D'ailleurs, lors du débat public dans la commune de Versoix auquel j'ai participé lundi passé, le président du FC Versoix a rappelé qu'il avait besoin d'un terrain de football à une échéance de quatre ou cinq ans - ce qui nous permet de répondre à ce besoin - et non pas de plusieurs terrains disponibles immédiatement, comme le prétendent les référendaires.
Vous avez raison, Monsieur Meyll, c'est une question de dignité et de respect d'une minorité. Si je suis prêt à améliorer le projet, à donner un certain nombre de garanties, je ne suis pas prêt à entrer dans le jeu des faux prétextes, des faux arguments qui cachent mal, chez certains, leur rejet de cette minorité de nos concitoyens. Un nombre considérable de périmètres, pratiquement tous les périmètres possibles, ont été étudiés pendant quinze ans. On est arrivé à celui des hôpitaux et il est vain aujourd'hui d'imaginer qu'il y en aurait de meilleurs.
J'aimerais ici rendre hommage à la commune de Versoix et à ses autorités municipales qui ont, à l'unanimité, décidé de trouver une solution sur le territoire municipal. Je souhaite que cette unanimité de principe ne soit pas, par la suite, dévoyée par des arguments qui, pour certains d'entre eux, sont manifestement fallacieux.
En ce qui concerne les garanties formelles que vous me demandez, Monsieur Meyll, je ne peux pas donner la garantie du déclassement de ce terrain pour les besoins supplémentaires du centre sportif, dès lors que c'est votre Grand Conseil qui est bastant. Je peux, en revanche, prendre l'engagement d'entamer cette procédure et de la mener avec énergie. J'ai déjà donné cette garantie aux autorités versoisiennes et nous étions convenus de le faire en temps opportun, c'est-à-dire lorsque la réalisation de l'agrandissement deviendrait nécessaire, et non pas à froid, pour éviter que la critique ne se porte sur un déclassement dont on nous aurait dit, dans cette enceinte, qu'il était prématuré.
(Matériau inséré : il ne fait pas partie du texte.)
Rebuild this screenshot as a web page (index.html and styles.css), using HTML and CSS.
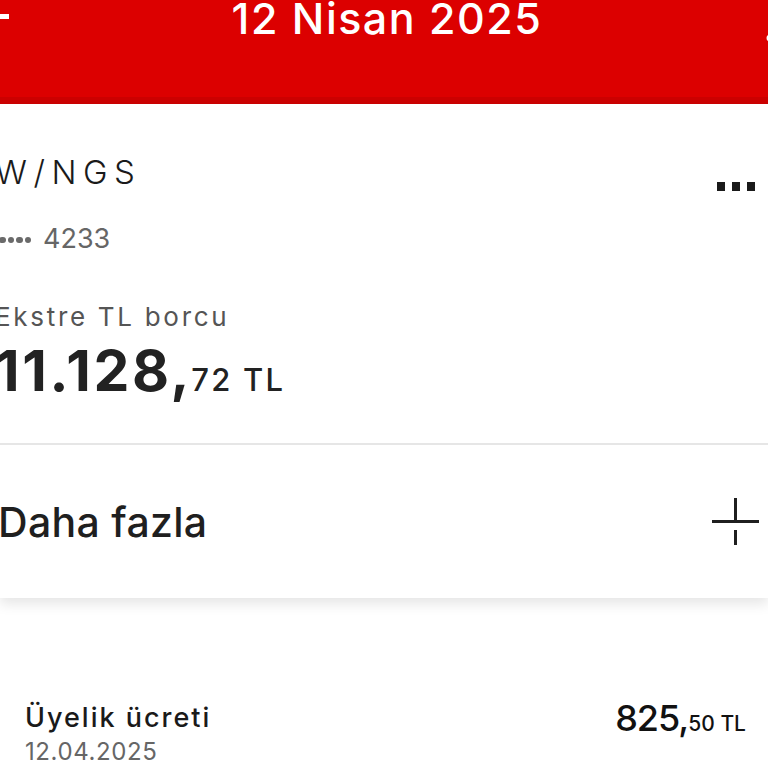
FILE: index.html
```html
<!DOCTYPE html>
<html lang="tr">
<head>
<meta charset="utf-8">
<link rel="stylesheet" href="styles.css">
</head>
<body>
<header class="topbar">
  <svg class="back" width="10" height="34" viewBox="0 0 10 34"><rect x="0" y="14" width="9" height="5" fill="#fff"/></svg>
  <h1 class="title">12 Nisan 2025</h1>
  <svg class="fwd" width="4" height="50" viewBox="0 0 4 50"><circle cx="6" cy="38" r="3.5" fill="#fff"/></svg>
</header>
<main class="card">
  <section class="summary">
    <div class="brand-row">
      <div class="brand">W/NGS</div>
      <div class="dots"><span></span><span></span><span></span></div>
    </div>
    <div class="cardno"><span class="mask"><i></i><i></i><i></i><i></i></span>4233</div>
    <div class="label">Ekstre TL borcu</div>
    <div class="amount"><span class="big">11.128,</span><span class="small">72 TL</span></div>
  </section>
  <section class="more">
    <div class="more-text">Daha fazla</div>
    <div class="plus"><span class="h"></span><span class="v1"></span><span class="v2"></span></div>
  </section>
</main>
<section class="list">
  <div class="item">
    <div class="item-left">
      <div class="item-title">Üyelik ücreti</div>
      <div class="item-date">12.04.2025</div>
    </div>
    <div class="item-amount"><span class="ibig">825,</span><span class="ismall">50 TL</span></div>
  </div>
</section>
</body>
</html>
```
FILE: styles.css
```css
html, body {
  margin: 0;
  padding: 0;
  background: #fff;
  width: 768px;
  height: 768px;
  overflow: hidden;
  font-family: "Inter", "Liberation Sans", sans-serif;
  color: #1f1f1f;
}
.topbar {
  height: 97px;
  background: #dc0000;
  border-bottom: 7px solid #cc0000;
  display: flex;
  justify-content: space-between;
  align-items: flex-start;
}
.back, .fwd { flex: none; }
.title {
  margin: 0;
  color: #fff;
  font-size: 43px;
  font-weight: 500;
  line-height: 36px;
  letter-spacing: 1.5px;
  height: 36px;
}
.card {
  background: #fff;
  box-shadow: 0 6px 12px rgba(0,0,0,0.10);
}
.summary {
  padding: 48px 0 0 0;
  box-sizing: border-box;
  border-bottom: 2px solid #e6e6e6;
  margin-left: -5px;
  height: 341px;
}
.brand-row {
  display: flex;
  justify-content: space-between;
  align-items: flex-start;
  height: 40px;
}
.brand {
  font-size: 33px;
  font-weight: 300;
  line-height: 40px;
  letter-spacing: 6.5px;
  color: #1a1a1a;
}
.dots {
  display: flex;
  gap: 7px;
  margin-top: 30px;
  margin-right: 13px;
}
.dots span {
  width: 8px;
  height: 9px;
  background: #1a1a1a;
  display: block;
}
.cardno {
  margin-top: 30px;
  height: 34px;
  font-size: 27px;
  line-height: 34px;
  color: #666;
  white-space: nowrap;
  display: flex;
  align-items: center;
}
.mask {
  display: inline-flex;
  gap: 2px;
  margin-left: 4px;
  margin-right: 12px;
  padding-top: 2px;
}
.mask i {
  display: block;
  width: 6.5px;
  height: 6.5px;
  border-radius: 50%;
  background: #6a6a6a;
}
.label {
  margin-top: 45px;
  height: 32px;
  font-size: 26px;
  line-height: 32px;
  color: #555;
  letter-spacing: 2.7px;
}
.amount {
  margin-top: 9px;
  height: 64px;
  line-height: 64px;
  color: #222;
  white-space: nowrap;
}
.big {
  font-size: 57px;
  font-weight: 700;
  letter-spacing: 2.7px;
  line-height: 1;
}
.small {
  font-size: 31px;
  font-weight: 500;
  margin-left: -1px;
  letter-spacing: 2.2px;
  line-height: 1;
}
.more {
  height: 153px;
  display: flex;
  align-items: center;
  justify-content: space-between;
  margin-left: -2px;
}
.more-text {
  font-size: 41px;
  font-weight: 500;
  color: #1f1f1f;
  letter-spacing: 0.3px;
}
.plus {
  width: 47px;
  height: 47px;
  position: relative;
  margin-right: 9px;
}
.plus span { position: absolute; background: #1f1f1f; display: block; }
.plus .h { left: 0; top: 22px; width: 47px; height: 3px; }
.plus .v1 { left: 22px; top: 0; width: 3px; height: 23px; }
.plus .v2 { left: 22px; top: 32px; width: 3px; height: 15px; }
.list {
  padding: 103px 22px 0 25px;
}
.item {
  display: flex;
  justify-content: space-between;
  align-items: flex-start;
}
.item-title {
  font-size: 27px;
  font-weight: 500;
  line-height: 34px;
  height: 34px;
  color: #1a1a1a;
  letter-spacing: 2px;
}
.item-date {
  margin-top: 1px;
  font-size: 24px;
  line-height: 32px;
  color: #666;
  letter-spacing: 0.6px;
}
.item-amount {
  margin-top: -1px;
  height: 40px;
  line-height: 40px;
  color: #111;
  white-space: nowrap;
}
.ibig { font-size: 36px; font-weight: 500; letter-spacing: -1px; line-height: 1; }
.ismall { font-size: 21px; font-weight: 500; line-height: 1; }
```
Alors, je vous remercie, Monsieur Meyll, dans cette campagne versoisienne, d'être aux côtés du Conseil d'Etat. Je vous assure que le Conseil d'Etat y participera avec la prudence qui sied à une intervention de l'autorité cantonale dans une affaire municipale, car vous savez qu'il peut arriver qu'elle soit mal perçue.
Cette interpellation urgente est close.